--- Items ---

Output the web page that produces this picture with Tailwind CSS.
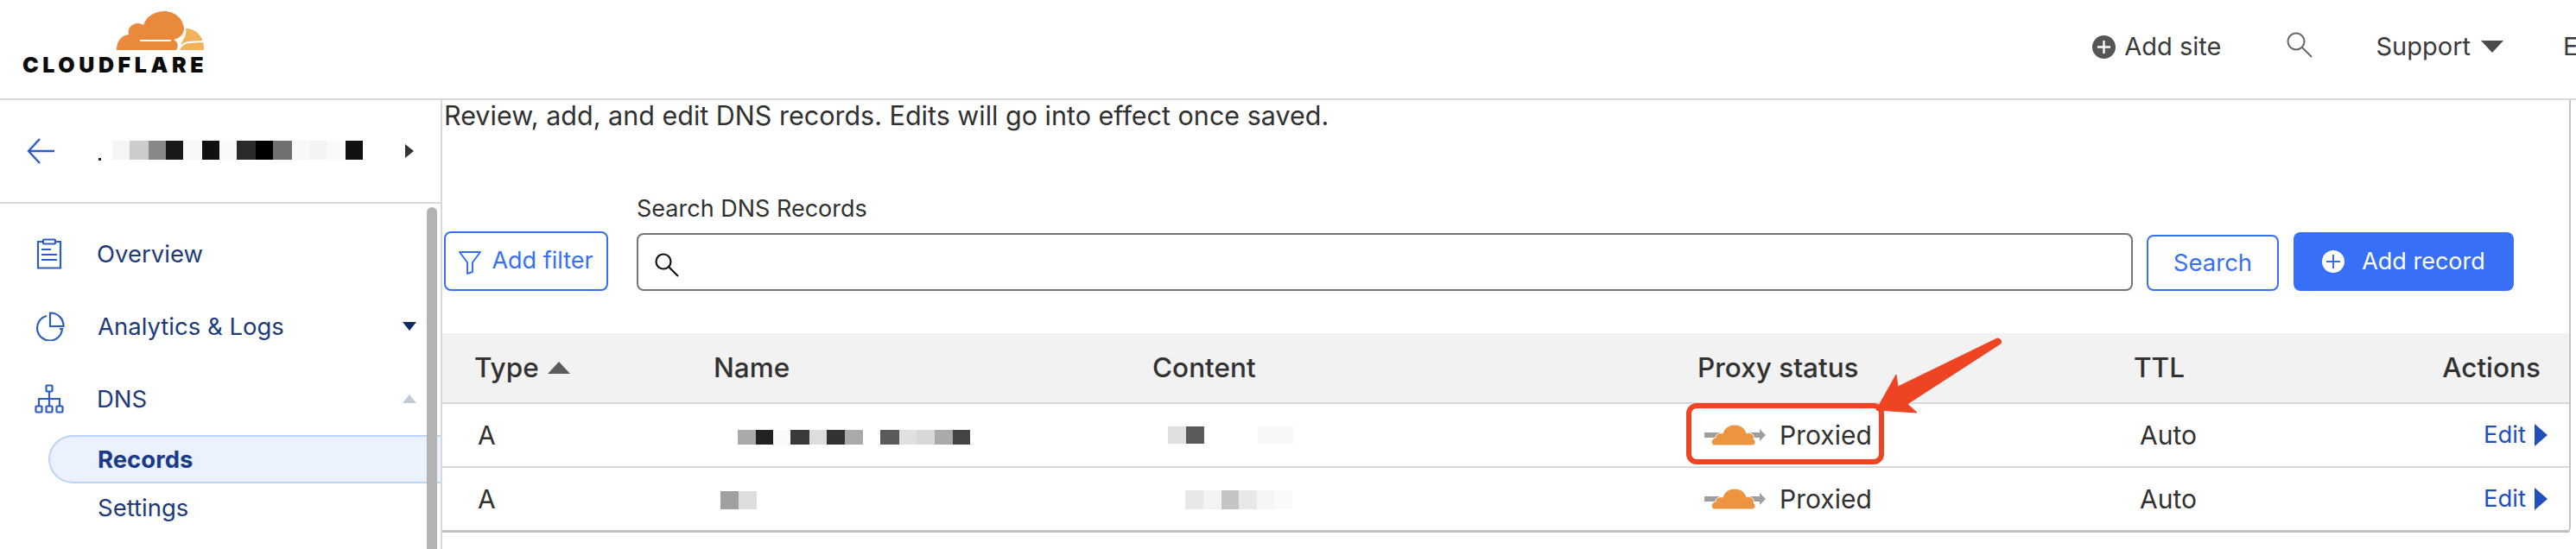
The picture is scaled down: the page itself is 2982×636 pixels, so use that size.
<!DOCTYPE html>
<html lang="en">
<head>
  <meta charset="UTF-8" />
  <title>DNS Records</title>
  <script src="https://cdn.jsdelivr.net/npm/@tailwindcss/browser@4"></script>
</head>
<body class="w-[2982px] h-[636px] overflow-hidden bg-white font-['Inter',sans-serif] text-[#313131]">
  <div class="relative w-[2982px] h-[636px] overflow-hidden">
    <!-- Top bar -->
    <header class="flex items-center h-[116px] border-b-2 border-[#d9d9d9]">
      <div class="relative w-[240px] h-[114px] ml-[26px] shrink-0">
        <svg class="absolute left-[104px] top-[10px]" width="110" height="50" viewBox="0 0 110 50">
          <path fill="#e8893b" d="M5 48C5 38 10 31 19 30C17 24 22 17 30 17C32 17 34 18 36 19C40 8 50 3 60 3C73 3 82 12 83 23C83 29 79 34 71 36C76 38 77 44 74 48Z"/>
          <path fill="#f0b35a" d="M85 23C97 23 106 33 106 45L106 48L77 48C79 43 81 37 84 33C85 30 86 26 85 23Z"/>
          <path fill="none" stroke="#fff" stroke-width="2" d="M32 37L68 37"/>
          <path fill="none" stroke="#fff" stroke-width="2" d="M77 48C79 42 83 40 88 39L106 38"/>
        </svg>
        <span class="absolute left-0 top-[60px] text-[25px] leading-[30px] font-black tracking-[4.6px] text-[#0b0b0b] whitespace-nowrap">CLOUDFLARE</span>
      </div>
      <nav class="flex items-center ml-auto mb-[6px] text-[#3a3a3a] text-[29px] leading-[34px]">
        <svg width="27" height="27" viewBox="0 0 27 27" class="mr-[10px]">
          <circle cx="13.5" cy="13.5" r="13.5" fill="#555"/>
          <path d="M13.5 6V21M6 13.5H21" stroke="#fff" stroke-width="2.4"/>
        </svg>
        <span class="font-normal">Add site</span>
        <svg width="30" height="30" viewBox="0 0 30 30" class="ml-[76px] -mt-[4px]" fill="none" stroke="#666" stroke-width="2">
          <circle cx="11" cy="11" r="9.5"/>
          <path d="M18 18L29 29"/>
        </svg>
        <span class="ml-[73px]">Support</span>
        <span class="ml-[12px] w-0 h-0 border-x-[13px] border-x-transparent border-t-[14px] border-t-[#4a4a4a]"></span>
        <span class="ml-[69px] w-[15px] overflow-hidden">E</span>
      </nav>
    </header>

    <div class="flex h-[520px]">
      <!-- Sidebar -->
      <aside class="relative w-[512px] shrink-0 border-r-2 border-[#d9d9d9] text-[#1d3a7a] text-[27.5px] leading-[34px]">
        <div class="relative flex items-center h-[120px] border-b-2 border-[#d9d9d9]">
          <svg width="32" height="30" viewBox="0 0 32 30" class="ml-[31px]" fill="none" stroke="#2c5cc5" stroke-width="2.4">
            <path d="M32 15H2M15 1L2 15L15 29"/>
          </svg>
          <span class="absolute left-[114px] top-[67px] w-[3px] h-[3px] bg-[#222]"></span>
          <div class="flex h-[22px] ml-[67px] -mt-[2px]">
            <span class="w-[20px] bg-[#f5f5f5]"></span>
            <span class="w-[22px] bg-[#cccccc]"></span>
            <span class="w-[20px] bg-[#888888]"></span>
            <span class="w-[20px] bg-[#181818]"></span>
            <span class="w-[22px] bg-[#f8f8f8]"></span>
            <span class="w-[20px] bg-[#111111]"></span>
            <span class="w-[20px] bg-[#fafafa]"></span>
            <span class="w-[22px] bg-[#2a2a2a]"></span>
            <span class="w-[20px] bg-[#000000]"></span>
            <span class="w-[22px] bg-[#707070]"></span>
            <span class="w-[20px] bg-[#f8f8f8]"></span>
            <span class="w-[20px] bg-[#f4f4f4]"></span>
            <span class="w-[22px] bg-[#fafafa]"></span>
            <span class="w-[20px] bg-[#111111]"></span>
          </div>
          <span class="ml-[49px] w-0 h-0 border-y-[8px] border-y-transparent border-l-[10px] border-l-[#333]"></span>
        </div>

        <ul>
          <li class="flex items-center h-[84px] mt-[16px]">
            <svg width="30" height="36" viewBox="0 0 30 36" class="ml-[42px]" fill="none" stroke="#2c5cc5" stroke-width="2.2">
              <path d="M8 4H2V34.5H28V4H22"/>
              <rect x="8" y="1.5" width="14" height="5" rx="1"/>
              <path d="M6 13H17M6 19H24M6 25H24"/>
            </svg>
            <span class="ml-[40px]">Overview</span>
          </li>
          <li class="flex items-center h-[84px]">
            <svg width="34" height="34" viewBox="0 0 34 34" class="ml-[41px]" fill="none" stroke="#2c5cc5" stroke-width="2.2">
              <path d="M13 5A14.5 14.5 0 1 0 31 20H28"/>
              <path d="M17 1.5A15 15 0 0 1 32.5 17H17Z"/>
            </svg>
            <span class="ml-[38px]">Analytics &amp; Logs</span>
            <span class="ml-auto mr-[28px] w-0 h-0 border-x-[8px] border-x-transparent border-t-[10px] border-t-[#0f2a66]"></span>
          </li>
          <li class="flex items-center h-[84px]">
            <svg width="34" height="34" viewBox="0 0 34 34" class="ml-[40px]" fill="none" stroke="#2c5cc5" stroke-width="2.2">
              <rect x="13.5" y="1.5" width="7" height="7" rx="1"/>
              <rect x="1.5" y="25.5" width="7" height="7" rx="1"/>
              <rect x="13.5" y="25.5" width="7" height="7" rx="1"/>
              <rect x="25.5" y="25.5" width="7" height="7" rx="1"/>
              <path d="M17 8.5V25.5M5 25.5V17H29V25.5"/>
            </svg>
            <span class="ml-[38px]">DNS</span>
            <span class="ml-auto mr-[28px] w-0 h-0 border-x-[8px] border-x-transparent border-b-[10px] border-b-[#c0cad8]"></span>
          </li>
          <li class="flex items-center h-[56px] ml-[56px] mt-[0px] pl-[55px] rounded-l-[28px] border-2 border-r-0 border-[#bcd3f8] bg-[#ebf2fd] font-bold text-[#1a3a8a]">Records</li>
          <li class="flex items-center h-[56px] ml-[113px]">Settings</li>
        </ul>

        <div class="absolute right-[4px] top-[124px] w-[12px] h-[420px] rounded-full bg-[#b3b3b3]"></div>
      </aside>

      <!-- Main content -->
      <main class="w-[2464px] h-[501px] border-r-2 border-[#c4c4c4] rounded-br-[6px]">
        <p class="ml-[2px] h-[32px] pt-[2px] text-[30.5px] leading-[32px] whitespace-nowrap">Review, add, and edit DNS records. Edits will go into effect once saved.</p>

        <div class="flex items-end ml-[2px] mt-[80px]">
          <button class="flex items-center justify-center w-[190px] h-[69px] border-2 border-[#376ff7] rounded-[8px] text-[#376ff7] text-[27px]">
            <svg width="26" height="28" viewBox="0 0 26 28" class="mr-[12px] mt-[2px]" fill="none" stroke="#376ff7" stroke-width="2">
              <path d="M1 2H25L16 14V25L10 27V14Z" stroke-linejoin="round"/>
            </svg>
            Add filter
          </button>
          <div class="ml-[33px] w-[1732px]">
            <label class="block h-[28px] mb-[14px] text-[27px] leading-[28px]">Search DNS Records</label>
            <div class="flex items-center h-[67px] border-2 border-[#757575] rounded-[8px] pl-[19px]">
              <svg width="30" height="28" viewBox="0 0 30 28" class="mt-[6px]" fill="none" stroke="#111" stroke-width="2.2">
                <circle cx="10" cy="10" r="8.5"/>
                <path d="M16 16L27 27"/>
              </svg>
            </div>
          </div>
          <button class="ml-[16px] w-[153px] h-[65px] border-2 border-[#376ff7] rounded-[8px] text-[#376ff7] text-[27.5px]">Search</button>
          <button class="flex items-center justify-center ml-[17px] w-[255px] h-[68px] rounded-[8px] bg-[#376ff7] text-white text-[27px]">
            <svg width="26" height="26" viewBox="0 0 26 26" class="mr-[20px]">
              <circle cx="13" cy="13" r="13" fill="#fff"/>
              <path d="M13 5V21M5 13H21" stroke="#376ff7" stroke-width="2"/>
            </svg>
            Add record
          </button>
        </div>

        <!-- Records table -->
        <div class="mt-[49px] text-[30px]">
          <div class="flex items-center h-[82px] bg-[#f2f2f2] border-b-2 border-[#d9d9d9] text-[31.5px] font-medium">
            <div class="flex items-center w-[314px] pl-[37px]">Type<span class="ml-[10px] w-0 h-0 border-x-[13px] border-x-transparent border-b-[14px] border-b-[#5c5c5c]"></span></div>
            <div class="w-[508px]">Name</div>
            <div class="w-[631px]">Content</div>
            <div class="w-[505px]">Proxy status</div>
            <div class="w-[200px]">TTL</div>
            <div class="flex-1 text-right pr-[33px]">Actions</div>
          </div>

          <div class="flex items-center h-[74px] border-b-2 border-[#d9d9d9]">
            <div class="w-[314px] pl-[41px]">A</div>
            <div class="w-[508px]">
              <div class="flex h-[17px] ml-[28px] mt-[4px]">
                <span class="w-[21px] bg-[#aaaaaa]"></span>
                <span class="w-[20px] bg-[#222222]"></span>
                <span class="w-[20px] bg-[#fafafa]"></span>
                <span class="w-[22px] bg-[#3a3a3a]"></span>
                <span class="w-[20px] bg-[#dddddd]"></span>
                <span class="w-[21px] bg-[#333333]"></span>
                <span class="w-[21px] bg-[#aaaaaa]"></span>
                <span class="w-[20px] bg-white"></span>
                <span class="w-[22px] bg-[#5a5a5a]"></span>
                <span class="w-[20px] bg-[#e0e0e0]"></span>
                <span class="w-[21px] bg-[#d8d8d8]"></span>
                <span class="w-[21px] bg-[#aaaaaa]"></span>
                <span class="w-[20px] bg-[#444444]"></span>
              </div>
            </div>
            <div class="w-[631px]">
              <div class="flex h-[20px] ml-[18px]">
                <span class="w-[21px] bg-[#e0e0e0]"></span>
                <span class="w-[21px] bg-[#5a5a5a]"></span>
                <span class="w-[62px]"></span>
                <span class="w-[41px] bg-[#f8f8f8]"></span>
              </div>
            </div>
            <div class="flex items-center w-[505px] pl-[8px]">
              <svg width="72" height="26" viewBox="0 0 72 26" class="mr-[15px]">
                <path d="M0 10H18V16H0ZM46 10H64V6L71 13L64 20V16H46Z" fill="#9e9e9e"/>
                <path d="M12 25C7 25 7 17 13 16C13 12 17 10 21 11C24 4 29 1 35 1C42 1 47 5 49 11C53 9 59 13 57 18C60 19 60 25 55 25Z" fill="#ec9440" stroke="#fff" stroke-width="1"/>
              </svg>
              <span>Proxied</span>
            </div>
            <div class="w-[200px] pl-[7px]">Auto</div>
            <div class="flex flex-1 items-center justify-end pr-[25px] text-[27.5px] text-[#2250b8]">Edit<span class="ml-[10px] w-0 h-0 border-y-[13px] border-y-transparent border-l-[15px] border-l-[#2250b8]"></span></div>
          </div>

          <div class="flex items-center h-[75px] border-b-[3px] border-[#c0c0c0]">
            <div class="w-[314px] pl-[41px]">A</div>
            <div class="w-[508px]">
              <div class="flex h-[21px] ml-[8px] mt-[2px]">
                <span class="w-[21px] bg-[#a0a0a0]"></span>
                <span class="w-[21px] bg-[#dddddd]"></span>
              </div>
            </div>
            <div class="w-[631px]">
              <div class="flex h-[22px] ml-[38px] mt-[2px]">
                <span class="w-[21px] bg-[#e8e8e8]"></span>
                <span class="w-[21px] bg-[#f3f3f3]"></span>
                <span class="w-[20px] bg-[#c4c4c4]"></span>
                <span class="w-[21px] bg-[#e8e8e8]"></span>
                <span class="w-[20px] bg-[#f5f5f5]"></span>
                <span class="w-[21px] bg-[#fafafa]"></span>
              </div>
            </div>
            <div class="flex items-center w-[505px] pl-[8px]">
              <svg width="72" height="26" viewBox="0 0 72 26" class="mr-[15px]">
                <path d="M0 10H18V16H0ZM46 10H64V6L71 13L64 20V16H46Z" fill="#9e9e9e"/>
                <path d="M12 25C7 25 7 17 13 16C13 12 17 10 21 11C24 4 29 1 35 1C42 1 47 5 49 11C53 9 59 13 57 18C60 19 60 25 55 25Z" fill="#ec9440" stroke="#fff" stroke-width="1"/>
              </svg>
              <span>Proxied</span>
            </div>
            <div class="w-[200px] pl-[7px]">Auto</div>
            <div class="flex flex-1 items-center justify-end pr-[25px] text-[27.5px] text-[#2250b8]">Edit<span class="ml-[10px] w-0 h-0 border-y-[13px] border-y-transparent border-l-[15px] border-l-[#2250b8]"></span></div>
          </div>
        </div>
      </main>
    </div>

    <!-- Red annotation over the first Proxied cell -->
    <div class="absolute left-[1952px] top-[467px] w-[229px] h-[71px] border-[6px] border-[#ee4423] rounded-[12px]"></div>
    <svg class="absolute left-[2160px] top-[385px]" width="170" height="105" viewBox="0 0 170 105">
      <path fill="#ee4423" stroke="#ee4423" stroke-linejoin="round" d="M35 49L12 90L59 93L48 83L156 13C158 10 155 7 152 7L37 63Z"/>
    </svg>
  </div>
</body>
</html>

---
--- Items ---

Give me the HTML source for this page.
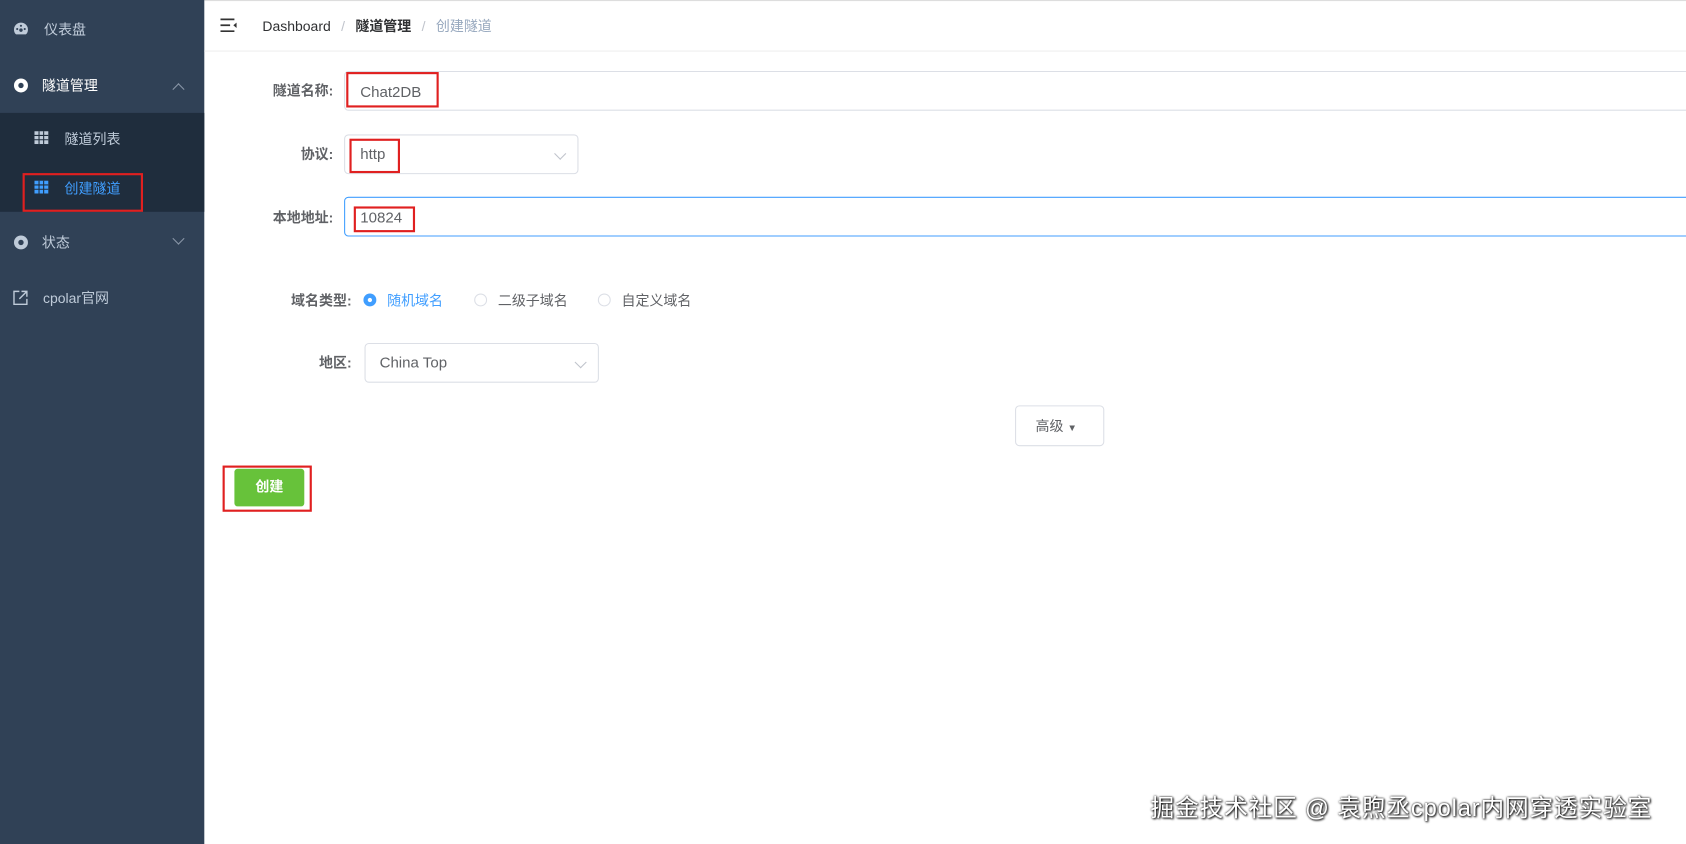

---

(Directions for this task): Wherever "picture" shows up in a line, copy that line.

(Exercise response):
Output the web page that produces this picture with Tailwind CSS.
The picture is scaled down: the page itself is 2982×636 pixels, so use that size.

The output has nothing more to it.